— BEGIN —

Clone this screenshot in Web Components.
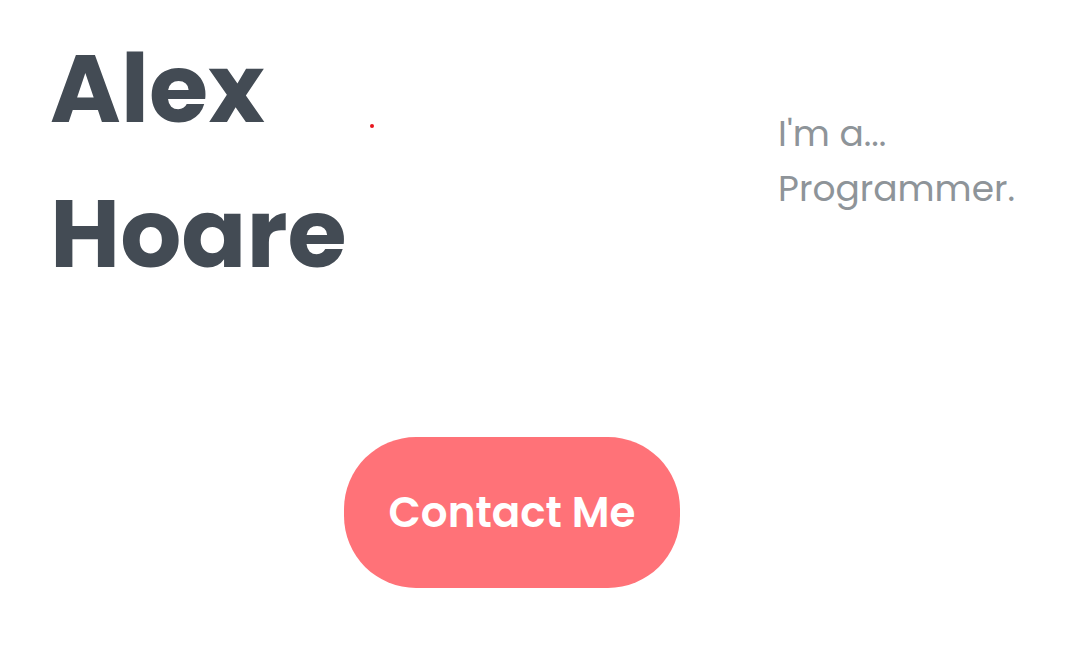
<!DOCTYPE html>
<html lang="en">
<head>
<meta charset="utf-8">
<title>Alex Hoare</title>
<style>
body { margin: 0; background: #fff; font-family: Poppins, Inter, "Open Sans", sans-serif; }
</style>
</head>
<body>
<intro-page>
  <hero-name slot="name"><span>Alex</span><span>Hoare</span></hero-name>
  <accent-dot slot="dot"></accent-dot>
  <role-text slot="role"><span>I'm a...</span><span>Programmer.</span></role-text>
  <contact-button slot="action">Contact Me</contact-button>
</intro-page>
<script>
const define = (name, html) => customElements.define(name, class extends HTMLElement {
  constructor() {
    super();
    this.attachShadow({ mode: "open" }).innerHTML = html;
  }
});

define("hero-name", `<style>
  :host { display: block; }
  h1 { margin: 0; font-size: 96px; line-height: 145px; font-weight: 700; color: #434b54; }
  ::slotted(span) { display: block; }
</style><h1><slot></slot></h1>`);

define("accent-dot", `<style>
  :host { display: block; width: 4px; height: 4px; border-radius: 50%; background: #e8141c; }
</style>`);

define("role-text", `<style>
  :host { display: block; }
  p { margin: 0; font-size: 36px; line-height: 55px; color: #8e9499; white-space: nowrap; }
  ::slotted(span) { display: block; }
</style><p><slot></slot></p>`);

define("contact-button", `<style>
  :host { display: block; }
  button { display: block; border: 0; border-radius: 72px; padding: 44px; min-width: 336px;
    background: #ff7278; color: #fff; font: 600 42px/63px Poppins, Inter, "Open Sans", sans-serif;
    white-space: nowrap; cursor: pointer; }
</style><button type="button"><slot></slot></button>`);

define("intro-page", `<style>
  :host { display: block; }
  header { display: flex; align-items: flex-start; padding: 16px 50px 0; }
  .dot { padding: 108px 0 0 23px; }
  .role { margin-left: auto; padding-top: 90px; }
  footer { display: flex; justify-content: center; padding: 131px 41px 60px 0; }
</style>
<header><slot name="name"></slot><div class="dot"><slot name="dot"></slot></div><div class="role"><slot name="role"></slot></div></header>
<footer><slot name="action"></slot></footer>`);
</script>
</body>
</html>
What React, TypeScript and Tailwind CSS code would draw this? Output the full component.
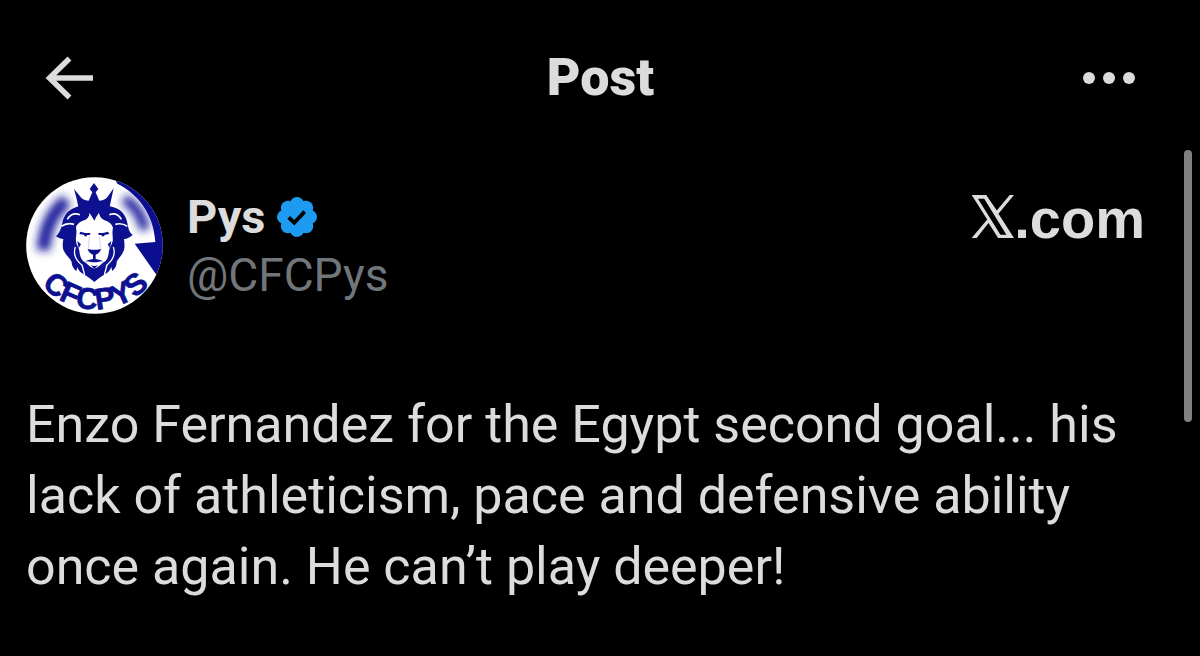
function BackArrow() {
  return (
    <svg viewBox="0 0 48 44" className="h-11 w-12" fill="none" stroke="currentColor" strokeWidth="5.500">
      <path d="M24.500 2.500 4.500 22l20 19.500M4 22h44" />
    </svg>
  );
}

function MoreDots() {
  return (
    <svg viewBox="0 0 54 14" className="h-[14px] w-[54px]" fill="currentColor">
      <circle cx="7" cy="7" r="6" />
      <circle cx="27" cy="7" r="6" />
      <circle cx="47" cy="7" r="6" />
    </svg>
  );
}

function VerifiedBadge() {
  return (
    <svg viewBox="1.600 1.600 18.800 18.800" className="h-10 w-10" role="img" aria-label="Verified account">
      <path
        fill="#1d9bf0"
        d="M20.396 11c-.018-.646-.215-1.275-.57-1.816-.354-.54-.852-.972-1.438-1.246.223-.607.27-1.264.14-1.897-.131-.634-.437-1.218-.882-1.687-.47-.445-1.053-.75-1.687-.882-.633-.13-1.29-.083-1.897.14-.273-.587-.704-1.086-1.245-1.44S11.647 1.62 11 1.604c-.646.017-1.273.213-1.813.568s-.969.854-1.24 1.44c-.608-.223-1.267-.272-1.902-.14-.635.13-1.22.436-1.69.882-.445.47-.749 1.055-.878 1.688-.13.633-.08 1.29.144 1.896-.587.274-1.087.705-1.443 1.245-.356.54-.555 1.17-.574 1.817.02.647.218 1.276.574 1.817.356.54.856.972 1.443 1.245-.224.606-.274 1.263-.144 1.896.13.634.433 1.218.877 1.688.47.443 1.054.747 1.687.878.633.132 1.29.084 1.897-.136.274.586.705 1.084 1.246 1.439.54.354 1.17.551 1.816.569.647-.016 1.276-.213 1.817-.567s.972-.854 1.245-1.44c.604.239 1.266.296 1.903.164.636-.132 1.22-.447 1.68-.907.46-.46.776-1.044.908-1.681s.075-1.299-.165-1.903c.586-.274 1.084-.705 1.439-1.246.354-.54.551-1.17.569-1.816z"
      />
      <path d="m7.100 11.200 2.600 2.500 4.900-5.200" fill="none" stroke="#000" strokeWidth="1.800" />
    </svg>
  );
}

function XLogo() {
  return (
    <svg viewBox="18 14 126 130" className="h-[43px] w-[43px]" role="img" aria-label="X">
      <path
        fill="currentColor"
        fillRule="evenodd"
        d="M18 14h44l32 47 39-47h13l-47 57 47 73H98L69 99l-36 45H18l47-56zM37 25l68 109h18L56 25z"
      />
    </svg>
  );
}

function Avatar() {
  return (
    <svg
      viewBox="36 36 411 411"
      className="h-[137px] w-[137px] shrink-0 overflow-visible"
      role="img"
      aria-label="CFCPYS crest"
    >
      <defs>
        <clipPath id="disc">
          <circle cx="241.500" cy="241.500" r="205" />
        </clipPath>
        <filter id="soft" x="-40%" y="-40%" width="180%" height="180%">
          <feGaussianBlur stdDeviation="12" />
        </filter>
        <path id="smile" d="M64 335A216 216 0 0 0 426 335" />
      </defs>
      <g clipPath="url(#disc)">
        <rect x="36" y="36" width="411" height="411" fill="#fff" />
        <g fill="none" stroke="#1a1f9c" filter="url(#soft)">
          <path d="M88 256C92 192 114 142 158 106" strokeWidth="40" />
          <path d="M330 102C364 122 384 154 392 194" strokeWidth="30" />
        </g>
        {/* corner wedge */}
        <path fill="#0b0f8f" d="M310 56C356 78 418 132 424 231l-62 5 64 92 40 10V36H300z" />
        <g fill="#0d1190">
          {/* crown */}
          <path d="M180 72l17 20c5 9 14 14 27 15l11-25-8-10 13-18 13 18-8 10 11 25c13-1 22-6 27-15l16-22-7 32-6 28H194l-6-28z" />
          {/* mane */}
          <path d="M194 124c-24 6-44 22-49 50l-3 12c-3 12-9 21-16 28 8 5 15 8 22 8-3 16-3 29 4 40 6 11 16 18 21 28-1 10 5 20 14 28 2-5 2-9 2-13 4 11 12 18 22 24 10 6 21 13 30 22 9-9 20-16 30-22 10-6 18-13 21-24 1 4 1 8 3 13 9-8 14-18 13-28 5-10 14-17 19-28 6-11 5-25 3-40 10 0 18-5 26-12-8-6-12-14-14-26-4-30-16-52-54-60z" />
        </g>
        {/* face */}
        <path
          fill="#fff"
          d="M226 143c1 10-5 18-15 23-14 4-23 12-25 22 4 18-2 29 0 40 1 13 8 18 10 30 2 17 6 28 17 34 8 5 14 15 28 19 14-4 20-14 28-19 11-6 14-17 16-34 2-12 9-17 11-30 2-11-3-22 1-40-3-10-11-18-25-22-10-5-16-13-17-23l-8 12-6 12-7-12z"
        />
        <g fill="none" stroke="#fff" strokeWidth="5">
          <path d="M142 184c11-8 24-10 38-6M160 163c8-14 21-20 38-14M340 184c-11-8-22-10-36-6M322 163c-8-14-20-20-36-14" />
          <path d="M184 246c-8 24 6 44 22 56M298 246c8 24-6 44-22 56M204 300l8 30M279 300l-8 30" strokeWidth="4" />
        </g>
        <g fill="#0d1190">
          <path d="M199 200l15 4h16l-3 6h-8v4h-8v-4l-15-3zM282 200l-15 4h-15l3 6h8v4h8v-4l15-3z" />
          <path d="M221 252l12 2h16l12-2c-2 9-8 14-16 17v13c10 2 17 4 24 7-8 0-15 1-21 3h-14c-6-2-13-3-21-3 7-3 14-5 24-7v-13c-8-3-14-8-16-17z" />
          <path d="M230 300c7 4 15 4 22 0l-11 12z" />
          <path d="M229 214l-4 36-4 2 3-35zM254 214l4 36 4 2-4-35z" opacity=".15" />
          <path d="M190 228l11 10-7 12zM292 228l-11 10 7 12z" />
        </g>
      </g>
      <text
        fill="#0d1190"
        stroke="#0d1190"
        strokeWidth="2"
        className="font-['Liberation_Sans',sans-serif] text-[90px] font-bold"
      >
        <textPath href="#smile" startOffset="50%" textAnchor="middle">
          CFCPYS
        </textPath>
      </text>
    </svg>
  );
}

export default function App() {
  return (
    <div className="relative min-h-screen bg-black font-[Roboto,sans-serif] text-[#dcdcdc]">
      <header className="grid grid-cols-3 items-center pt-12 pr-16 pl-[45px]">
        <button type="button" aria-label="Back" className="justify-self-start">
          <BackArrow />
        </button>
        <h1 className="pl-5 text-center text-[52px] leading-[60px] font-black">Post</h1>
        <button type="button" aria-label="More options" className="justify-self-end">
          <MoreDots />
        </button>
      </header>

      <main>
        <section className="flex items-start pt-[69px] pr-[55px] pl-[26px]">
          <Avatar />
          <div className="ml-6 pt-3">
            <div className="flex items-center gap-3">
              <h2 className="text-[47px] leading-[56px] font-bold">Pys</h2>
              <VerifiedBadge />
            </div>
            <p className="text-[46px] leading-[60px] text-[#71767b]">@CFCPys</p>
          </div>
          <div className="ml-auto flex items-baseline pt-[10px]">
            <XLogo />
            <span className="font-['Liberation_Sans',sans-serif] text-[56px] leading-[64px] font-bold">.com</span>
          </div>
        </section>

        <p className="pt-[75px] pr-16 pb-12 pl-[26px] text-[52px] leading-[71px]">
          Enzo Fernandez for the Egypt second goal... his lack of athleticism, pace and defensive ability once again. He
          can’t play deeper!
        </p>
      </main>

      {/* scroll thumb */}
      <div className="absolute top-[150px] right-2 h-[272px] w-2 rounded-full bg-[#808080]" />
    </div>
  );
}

— END —

> [Direction]
Copy each line of the records that contains the word "full".

> [Solution to the problem]
What React, TypeScript and Tailwind CSS code would draw this? Output the full component.
      <div className="absolute top-[150px] right-2 h-[272px] w-2 rounded-full bg-[#808080]" />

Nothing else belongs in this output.